Yes, so true. Even hatred of Catholics by other Catholics is routine. Like Call to Action, which is more about degrading Catholics who disagree with them, than anything their mission statement says.
Here's a thought: How much feedback will I get if I recommend to the High School Confirmation group I work with to not see, never see 'The Magdalene Sisters'?? What if I try to recommend or take as a group those same teens to see Mel's 'Passion'? I can just hear it now... The complaints, "It's so violent", "Anti-semitic", and more.
Evidently the studio is Miramax.
The media likes to exploit the downside or perversion of some elements of Christianity because (1) it sells, and (2) they do tend to be anti-Christian in our time.
Nevertheless, the right hand needs to be aware of what the left hand has been doing.
To be fair, I think some protestants might have been as mean-spirited, vindictive and exploitive as those nuns at times.
True, although some of the facts may have been embellished.
How about "girl interupted".
of course, nowadays we allow delinquent girls to screw the entire football team, have five abortions, take drugs, and live free away from mom on welfare...we have a million street kids who ran away from home who turn to prostitution.

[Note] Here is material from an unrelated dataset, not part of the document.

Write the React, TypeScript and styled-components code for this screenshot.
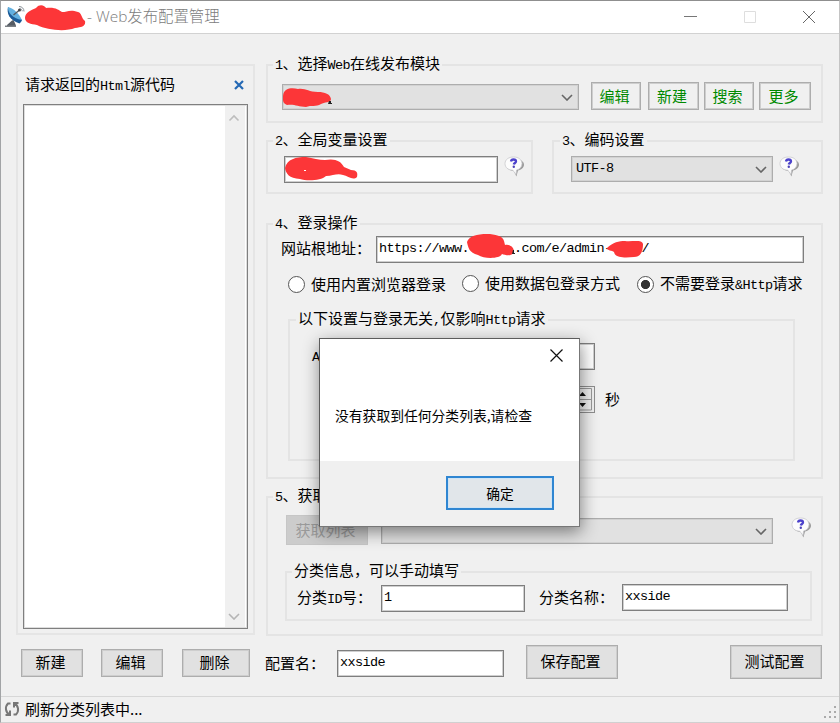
import React from "react";
import styled, { createGlobalStyle } from "styled-components";

const Global = createGlobalStyle`
  * { box-sizing: border-box; }
  body { margin: 0; background: #f0f0f0; overflow: hidden; }
  button, input { margin: 0; }
`;

const cjk = `"Noto Sans CJK SC", sans-serif`;

const Window = styled.main`
  display: flex;
  flex-direction: column;
  position: relative;
  width: 840px;
  height: 723px;
  background: #f0f0f0;
  border-top: 1px solid #8f8f8f;
  border-left: 1px solid #a2a4a6;
  border-right: 1px solid #c4c4c4;
  border-bottom: 1px solid #d0d0d0;
  font: 15px/20px ${cjk};
  color: #000;
  overflow: hidden;
`;

const TitleBar = styled.header`
  display: flex;
  align-items: center;
  height: 33px;
  flex: none;
  background: #fff;
  border-bottom: 1px solid #d2d2d2;
  padding-left: 3px;
`;
const TitleText = styled.span`
  margin-left: 1px;
  font: 300 15.4px/20px "Open Sans", ${cjk};
  color: #7c7c7c;
  flex: 1;
  white-space: pre;
`;
const Controls = styled.div`
  display: flex;
  gap: 46px;
  margin-right: 23px;
  height: 14px;
`;

const Body = styled.div`
  display: flex;
  height: 602px;
  flex: none;
  padding: 30px 0 0 15px;
  gap: 11px;
`;
const Panel = styled.section`
  width: 239px;
  height: 571px;
  border: 2px solid #e5e5e5;
  padding: 9px 6px 0 5px;
`;
const PanelHead = styled.div`
  display: flex;
  align-items: center;
  justify-content: space-between;
  height: 20px;
  padding: 0 3px 0 2px;
  margin-bottom: 9px;
`;
const Source = styled.div`
  display: flex;
  justify-content: flex-end;
  width: 225px;
  height: 525px;
  background: #fff;
  border: 1px solid #7f7f7f;
  box-shadow: inset 0 0 0 1px #ddd;
  padding: 1px 2px 1px 0;
`;
const Scroll = styled.div`
  display: flex;
  flex-direction: column;
  justify-content: space-between;
  align-items: center;
  width: 20px;
  background: #f0f0f0;
  padding: 8px 2px 7px 0;
`;

const Right = styled.div`
  display: flex;
  flex-direction: column;
  width: 557px;
`;
const Pair = styled.div`
  display: flex;
  gap: 19px;
  margin: 17px 0 29px;
`;
const Group = styled.section<{ $w: number; $h: number; $pad?: number }>`
  width: ${(p) => p.$w}px;
  height: ${(p) => p.$h}px;
  flex: none;
  border: 2px solid #e4e4e4;
  padding: 0 0 0 ${(p) => p.$pad ?? 14}px;
`;
const Legend = styled.h2<{ $left?: number }>`
  width: fit-content;
  height: 21px;
  margin: -13px 0 0 ${(p) => (p.$left ?? -8) - 1}px;
  padding: 0 2px;
  background: #f0f0f0;
  font: inherit;
  white-space: pre;
`;
const Row = styled.div<{ $top?: number; $left?: number }>`
  display: flex;
  align-items: flex-start;
  margin: ${(p) => p.$top ?? 0}px 0 0 ${(p) => p.$left ?? 0}px;
`;
const Label = styled.label<{ $w?: number; $top?: number; $left?: number }>`
  flex: none;
  width: ${(p) => (p.$w ? p.$w + "px" : "auto")};
  margin: ${(p) => p.$top ?? 0}px 0 0 ${(p) => p.$left ?? 0}px;
  white-space: pre;
`;
const Latin = styled.span`
  font: 13.5px/20px "Liberation Mono", monospace;
  letter-spacing: -0.6px;
`;
const Field = styled.div<{ $w: number; $h?: number }>`
  display: flex;
  flex: none;
  width: ${(p) => p.$w}px;
  height: ${(p) => p.$h ?? 27}px;
  background: #fff;
  border: 1px solid #7e7e7e;
  box-shadow: inset 0 0 0 1px #cfcfcf;
  padding: 2px 0 0 2px;
  white-space: pre;
`;
const Combo = styled.div<{ $w: number }>`
  display: flex;
  flex: none;
  align-items: center;
  justify-content: space-between;
  width: ${(p) => p.$w}px;
  height: 26px;
  background: #e1e1e1;
  border: 1px solid #adadad;
  box-shadow: inset 0 0 0 1px #d2d2d2;
  padding: 0 5px 0 4px;
`;
const Button = styled.button<{ $w: number; $h?: number; $kind?: "green" | "off" }>`
  flex: none;
  width: ${(p) => p.$w}px;
  height: ${(p) => p.$h ?? 28}px;
  padding: 0 3px ${(p) => (p.$kind ? 0 : 3)}px 0;
  font: 15px/20px ${cjk};
  color: ${(p) => (p.$kind === "green" ? "#008a00" : p.$kind === "off" ? "#9b9b9b" : "#000")};
  background: ${(p) => (p.$kind === "green" ? "#f0f0f0" : p.$kind === "off" ? "#cccccc" : "#e1e1e1")};
  border: 1px solid ${(p) => (p.$kind === "off" ? "#c6c6c6" : "#adadad")};
  box-shadow: inset 0 0 0 1px ${(p) => (p.$kind === "off" ? "#cccccc" : "#cecece")};
`;
const GreenRow = styled.div<{ $gap: number }>`
  margin-left: ${(p) => p.$gap}px;
`;
const Radio = styled.span<{ $on?: boolean }>`
  display: block;
  flex: none;
  width: 17px;
  height: 17px;
  border-radius: 50%;
  border: 1.5px solid #555;
  background: ${(p) => (p.$on ? "radial-gradient(circle, #333 4.2px, #fff 5px)" : "#fff")};
`;
const Choice = styled.div<{ $left: number; $top?: number }>`
  display: flex;
  align-items: center;
  gap: 6px;
  height: 20px;
  margin: ${(p) => p.$top ?? 0}px 0 0 ${(p) => p.$left}px;
  white-space: pre;
`;
const Spinner = styled.div`
  display: flex;
  justify-content: flex-end;
  width: 215px;
  height: 27px;
  background: #f0f0f0;
  border: 1px solid #8e8e8e;
  padding: 1px 2px 2px;
`;
const Footer = styled.div`
  display: flex;
  flex: none;
  height: 60px;
  padding: 9px 0 0 20px;
`;
const Slot = styled.div<{ $left?: number; $top?: number }>`
  margin: ${(p) => p.$top ?? 0}px 0 0 ${(p) => p.$left ?? 0}px;
`;
const Status = styled.footer`
  display: flex;
  align-items: center;
  flex: 1;
  border-top: 1px solid #d7d7d7;
  padding: 0 0 1px 3px;
  gap: 5px;
`;
const Grip = styled.svg`
  margin: 5px 2px 0 auto;
`;

const Dialog = styled.div`
  position: absolute;
  left: 318px;
  top: 337px;
  width: 261px;
  height: 189px;
  display: flex;
  flex-direction: column;
  background: #fff;
  border: 1px solid #5c5c5c;
  border-right-color: #777;
  border-bottom-color: #777;
  box-shadow: 1px 5px 16px rgba(0, 0, 0, 0.46);
  font: 13.8px/20px ${cjk};
`;
const DialogTop = styled.div`
  display: flex;
  justify-content: flex-end;
  padding: 10px 16px 0 0;
`;
const Message = styled.p`
  flex: 1;
  margin: 43px 0 0 15px;
  white-space: nowrap;
`;
const DialogFoot = styled.div`
  display: flex;
  justify-content: flex-end;
  height: 65px;
  background: #f0f0f0;
  padding: 15px 25px 0 0;
`;
const Confirm = styled.button`
  width: 108px;
  height: 34px;
  padding: 0;
  background: #e1e6ea;
  border: 2px solid #2f86d2;
  box-shadow: inset 0 0 0 1px #cfe4f5;
  font: 13.8px/20px ${cjk};
`;

const Scribble = styled.svg<{ $x: number; $y: number }>`
  position: absolute;
  left: ${(p) => p.$x - 1}px;
  top: ${(p) => p.$y - 1}px;
  fill: #fc3638;
`;

/* Half-width runs are set in the monospaced face, everything else in the CJK face. */
const Mixed = ({ children }: { children: string }) => (
  <>
    {children.split(/([\x20-\x7e]+)/).map((part, i) =>
      /^[\x20-\x7e]+$/.test(part) ? <Latin key={i}>{part}</Latin> : part
    )}
  </>
);

const Chevron = ({ up, color = "#666" }: { up?: boolean; color?: string }) => (
  <svg width="12" height="8" viewBox="0 0 12 8" fill="none" stroke={color} strokeWidth="1.6">
    <path d={up ? "M1.5 6.5 6 2l4.500 4.500" : "M1 2 6 7l5-5"} />
  </svg>
);

const Help = () => (
  <svg width="21" height="22" viewBox="0 0 21 22">
    <path d="M11 3c5 0 9 2.200 9 5.800 0 3-3 5-6 5.700l-1.600 6-2.600-5.500C5 14.500 2 12 2 8.500 2 5 6 3 11 3Z" fill="#9a9a9a" />
    <path d="M9.500 1c5 0 8.500 2.700 8.500 6.500 0 3.500-2.500 6-5.500 6.500L12 18.500l-3.200-4.300C4 14 1 11.500 1 7.500 1 3.600 4.700 1 9.500 1Z" fill="#fcfcfc" stroke="#c8c8cb" strokeWidth=".8" />
    <path d="M7 5.500c.2-1.400 1.200-2 2.400-2 1.700 0 2.600.8 2.600 1.900 0 1.500-2 1.600-2.200 3.100" fill="none" stroke="#4d43cc" strokeWidth="2.300" />
    <circle cx="9.800" cy="10.800" r="1.200" fill="#4b42b8" />
  </svg>
);

const Dish = () => (
  <svg width="22" height="24" viewBox="0 0 22 24">
    <path d="M8 15.500 3 20v2h9v-1.500L9.500 15Z" fill="#555c64" />
    <path d="M1 20.500h11V22H1Z" fill="#7a7f84" />
    <path d="M4 2C2.500 8 5 15 15.500 18.500 17 17 18 15.500 18 15Z" fill="#1b5b98" />
    <path d="M4 2c-.5 5 4 11.500 14 13C15 8.500 10 3.500 4 2Z" fill="#63b0df" />
    <path d="m9.500 10 6-5" stroke="#525a62" strokeWidth="1.300" />
    <circle cx="15.500" cy="5" r="1.500" fill="#444" />
    <path d="M15 1.500c3 0 5 2 5 5M15.500 3.500c1.500 0 2.700 1.200 2.700 2.800" fill="none" stroke="#8b9299" />
  </svg>
);

export default function App() {
  return (
    <>
      <Global />
      <Window>
        <TitleBar>
          <Dish />
          <Slot $left={60} />
          <TitleText>- Web发布配置管理</TitleText>
          <Controls>
            <svg width="14" height="14"><path d="M0 6.500h13" stroke="#777" /></svg>
            <svg width="12" height="14"><path d="M.5 1.500h11v11H.5Z" fill="none" stroke="#dedede" /></svg>
            <svg width="14" height="14"><path d="m1 1 12 12M13 1 1 13" stroke="#666" /></svg>
          </Controls>
        </TitleBar>

        <Body>
          <Panel>
            <PanelHead>
              <span><Mixed>请求返回的Html源代码</Mixed></span>
              <svg width="10" height="10"><path d="m1 1 8 8M9 1 1 9" stroke="#2468b4" strokeWidth="2.200" /></svg>
            </PanelHead>
            <Source>
              <Scroll>
                <Chevron up color="#bdbdbd" />
                <Chevron color="#b5b5b5" />
              </Scroll>
            </Source>
          </Panel>

          <Right>
            <Group $w={557} $h={59}>
              <Legend><Mixed>1、选择Web在线发布模块</Mixed></Legend>
              <Row $top={8}>
                <Slot $top={2}><Combo $w={297}><span /><Chevron /></Combo></Slot>
                <GreenRow $gap={12}><Button $w={50} $kind="green">编辑</Button></GreenRow>
                <GreenRow $gap={7}><Button $w={51} $kind="green">新建</Button></GreenRow>
                <GreenRow $gap={5}><Button $w={50} $kind="green">搜索</Button></GreenRow>
                <GreenRow $gap={5}><Button $w={52} $kind="green">更多</Button></GreenRow>
              </Row>
            </Group>

            <Pair>
              <Group $w={267} $h={54} $pad={16}>
                <Legend $left={-10}><Mixed>2、全局变量设置</Mixed></Legend>
                <Row $top={6}>
                  <Field $w={214} />
                  <Slot $left={6}><Help /></Slot>
                </Row>
              </Group>
              <Group $w={271} $h={54} $pad={17}>
                <Legend $left={-10}><Mixed>3、编码设置</Mixed></Legend>
                <Row $top={6}>
                  <Combo $w={202}><Mixed>UTF-8</Mixed><Chevron /></Combo>
                  <Slot $left={6}><Help /></Slot>
                </Row>
              </Group>
            </Pair>

            <Group $w={557} $h={256}>
              <Legend><Mixed>4、登录操作</Mixed></Legend>
              <Row $top={3}>
                <Label $w={95} $top={2} $left={-1}>网站根地址：</Label>
                <Field $w={428}><Mixed>{"https://www.      .com/e/admin-    /"}</Mixed></Field>
              </Row>
              <Row $top={11}>
                <Choice $left={6}><Radio /><span>使用内置浏览器登录</span></Choice>
                <Choice $left={16} $top={-1}><Radio /><span>使用数据包登录方式</span></Choice>
                <Choice $left={17}><Radio $on /><span><Mixed>不需要登录&Http请求</Mixed></span></Choice>
              </Row>
              <Row $top={25} $left={6}>
                <Group $w={507} $h={142} $pad={22}>
                  <Legend $left={-15}><Mixed>以下设置与登录无关,仅影响Http请求</Mixed></Legend>
                  <Row $top={14}>
                    <Label $w={68} $top={2}><Mixed>A</Mixed></Label>
                    <Field $w={215} />
                  </Row>
                  <Row $top={16} $left={68}>
                    <Spinner>
                      <svg width="19" height="23">
                        <path d="M0 .5h18.500v21.500H0M0 11.500h18" fill="none" stroke="#999" />
                        <path d="m6 8 3.500-4L13 8ZM6 15h7l-3.500 4Z" fill="#111" />
                      </svg>
                    </Spinner>
                    <Label $left={10} $top={3}>秒</Label>
                  </Row>
                </Group>
              </Row>
            </Group>

            <Slot $top={17}>
              <Group $w={557} $h={140}>
                <Legend><Mixed>5、获取列表</Mixed></Legend>
                <Row $top={9} $left={4}>
                  <Button $w={82} $h={30} $kind="off">获取列表</Button>
                  <Slot $left={13} $top={3}><Combo $w={392}><span /><Chevron /></Combo></Slot>
                  <Slot $left={18} $top={2}><Help /></Slot>
                </Row>
                <Row $top={26} $left={3}>
                  <Group $w={527} $h={50} $pad={10}>
                    <Legend $left={-4}>分类信息，可以手动填写</Legend>
                    <Row $top={3}>
                      <Label $w={84} $top={3}><Mixed>分类ID号：</Mixed></Label>
                      <Slot $top={1}><Field $w={144}><Mixed>1</Mixed></Field></Slot>
                      <Label $w={83} $top={3} $left={14}>分类名称：</Label>
                      <Field $w={166}><Mixed>xxside</Mixed></Field>
                    </Row>
                  </Group>
                </Row>
              </Group>
            </Slot>
          </Right>
        </Body>

        <Footer>
          <Slot $top={4}><Button $w={62}>新建</Button></Slot>
          <Slot $top={4} $left={18}><Button $w={62}>编辑</Button></Slot>
          <Slot $top={4} $left={19}><Button $w={68}>删除</Button></Slot>
          <Label $w={72} $left={15} $top={8}>配置名：</Label>
          <Slot $top={5}><Field $w={167}><Mixed>xxside</Mixed></Field></Slot>
          <Slot $left={22}><Button $w={92} $h={34}>保存配置</Button></Slot>
          <Slot $left={112}><Button $w={92} $h={34}>测试配置</Button></Slot>
        </Footer>

        <Status>
          <svg width="16" height="16" viewBox="0 0 16 16" fill="none" stroke="#777" strokeWidth="2">
            <path d="M6.500 2.500H4Q1.500 5 2 8.500 2.500 12 5.500 13.500M6 9.500v4.500H1.500M9.500 13.500H12Q14.500 11 14 7.500 13.500 4 10.500 2.500M10 6.500V2h4.500" />
          </svg>
          <span>刷新分类列表中...</span>
          <Grip width="14" height="14" fill="#aaa">
            <path d="M11 1h2v2h-2ZM6 6h2v2H6ZM11 6h2v2h-2ZM1 11h2v2H1ZM6 11h2v2H6ZM11 11h2v2h-2Z" />
          </Grip>
        </Status>

        <Scribble $x={24} $y={4} width="62" height="27">
          <path d="M1 14C1 8 8 6 12 4c4-5 9-2 10 0 10-1 12 2 16 4 5 0 8-3 16 0 4 1 3 6 7 9 1 5-3 6-10 7-10 4-28 2-38-3C7 20 1 19 1 14Z" />
        </Scribble>
        <Scribble $x={283} $y={88} width="49" height="20">
          <path d="M0 8C1-1 10 0 15 1c8-1 10 3 20 3 7 0 12 2 13 7 0 4-7 3-10 5-5 3-10 1-15 3-8 0-11-3-19-2C-1 15 0 11 0 8Z" />
          <path d="M46 13h2v2h1v1h-4Z" fill="#222" />
        </Scribble>
        <Scribble $x={285} $y={157} width="74" height="24">
          <path d="M0 11C2 2 11 0 21 0c7 1 13 3 19 3 10-2 16 1 19 7l7 3c6 0 7 3 6 7-4 4-9-1-14-2-6-2-10 1-17 1-5 5-20 5-26 3C4 21 1 17 0 11Z" />
          <path d="M19 13h2v1h-2Z" fill="#fff" />
        </Scribble>
        <Scribble $x={467} $y={234} width="52" height="25">
          <path d="M0 8C2 2 10 0 20 0c8 0 16 2 17 7l1 4c6-1 9 3 9 7-2 5-9 3-12 2-2 5-18 5-24 1C2 19 1 13 0 8Z" />
          <path d="M46 16h1v3h1v1h-3Z" fill="#222" />
        </Scribble>
        <Scribble $x={607} $y={240} width="38" height="19">
          <path d="M0 8C6 2 12 1 18 1c7 1 17-2 18 3 0 7-2 13-9 13-9 1-19 1-20-5C5 10 0 11 0 8Z" />
        </Scribble>

        <Dialog role="alertdialog">
          <DialogTop>
            <svg width="13" height="13"><path d="m.5.5 12 12m0-12-12 12" stroke="#111" strokeWidth="1.200" /></svg>
          </DialogTop>
          <Message>没有获取到任何分类列表,请检查</Message>
          <DialogFoot><Confirm>确定</Confirm></DialogFoot>
        </Dialog>
      </Window>
    </>
  );
}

We're soooo much more compassionate about teens....
excuse me, but I wonder how many of these stories are exaggerated? or isolated incidents that are made to seem as if they were "normal"...
After all, these institutions were not "for life" but temporary asylums for girls in trouble. If these institutions are presented as a compassionate alternative, then maybe we'd re open some as an alternative to abortion...whoops can't have that...nor can we show their children who grew up happily in loving adopted families...
I laughed out loud when I read Frank Rich's fatuous column that detailed how the biggest objection to The Passion is that Caiaphas (the Jewish high priest, and the Pharisees' front man in bringing Christ to Pontius Pilate) intimidated Pilate into executing Jesus, and that such a suggestion is "anti-Semitic."
It's not "anti-Semitic," it's the actual Biblical account! Read John 19:4-16, particularly verse 12.